Fokus utama revisi RTRW antara lain mewujudkan tatanan ruang yang mendukung Papua Barat sebagai pusat kegiatan nasional, memperkuat konektivitas antarwilayah termasuk dengan Papua Barat Daya dan Papua Tengah.
Kemudian, mengembangkan kawasan ekonomi strategis di sektor perikanan, industri lokal dan pariwisata berkelanjutan, serta melindungi kawasan hutan dan memperluas akses layanan publik hingga daerah terpencil.
“Semoga forum ini menghasilkan kesepakatan bersama tentang struktur dan pola ruang yang menjadi pedoman pembangunan berkeadilan di Papua Barat,” ucap Otto.
Plt Kepala Dinas PUPR Papua Barat Heribertus Heddy Wiryawan menjelaskan, konsultasi publik menghadirkan berbagai pemangku kepentingan mulai dari pemerintah daerah, akademisi, pelaku usaha, hingga masyarakat.
Narasumber dalam kegiatan itu berasal dari sejumlah instansi teknis, termasuk Dinas Kehutanan, Dinas Lingkungan Hidup dan Pertanahan, Dinas Kelautan dan Perikanan, serta tim penyusun revisi RTRW Papua Barat.
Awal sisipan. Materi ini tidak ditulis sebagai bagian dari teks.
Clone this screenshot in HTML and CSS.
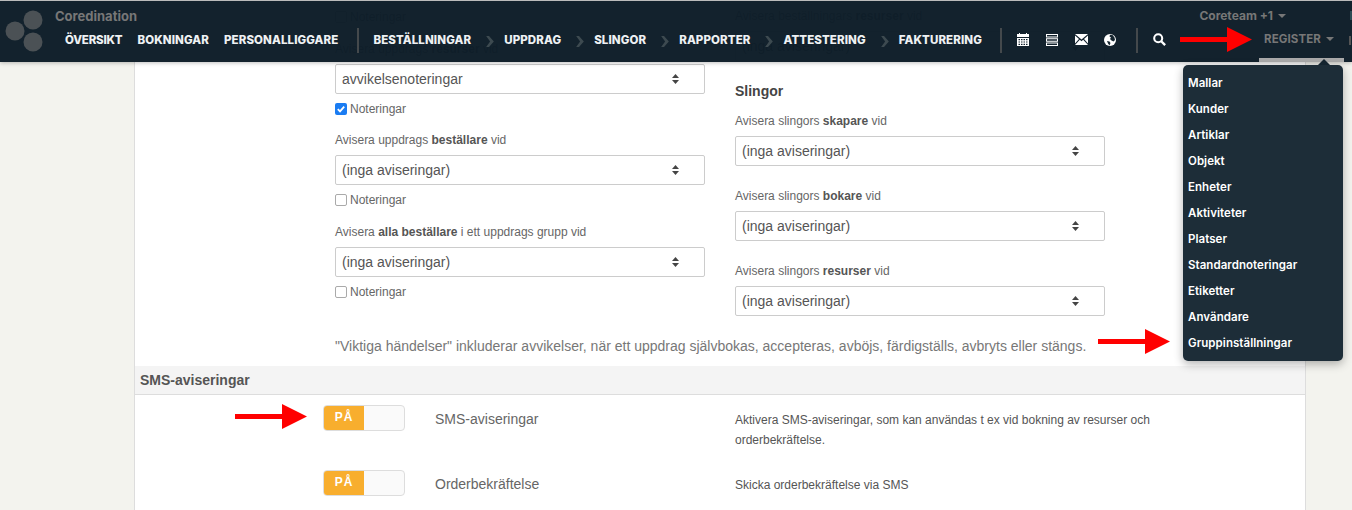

“Kehadiran berbagai elemen mencerminkan komitmen bersama agar dokumen RTRW benar-benar relevan dan berpihak pada kepentingan masyarakat Papua Barat,” ujarnya.
Dia menyebut, RTRW menjadi dokumen penentu arah pembangunan tata ruang dan wilayah selama 20 tahun ke depan, sekaligus menjadi pedoman pembangunan sektoral tingkat provinsi maupun kabupaten.
Penyelenggaraan konsultasi publik kedua menandai masuknya tahapan revisi ke tahap substantif setelah proses konsultasi publik pertama yang difokuskan pada inventarisasi potensi dan masalah tata ruang.
"Membahas arah kebijakan, strategi, struktur dan pola. Supaya arah pembangunan ruang memperhatikan prinsip berkelanjutan, berkeadilan, dan berpihak pada masyarakat adat," katanya.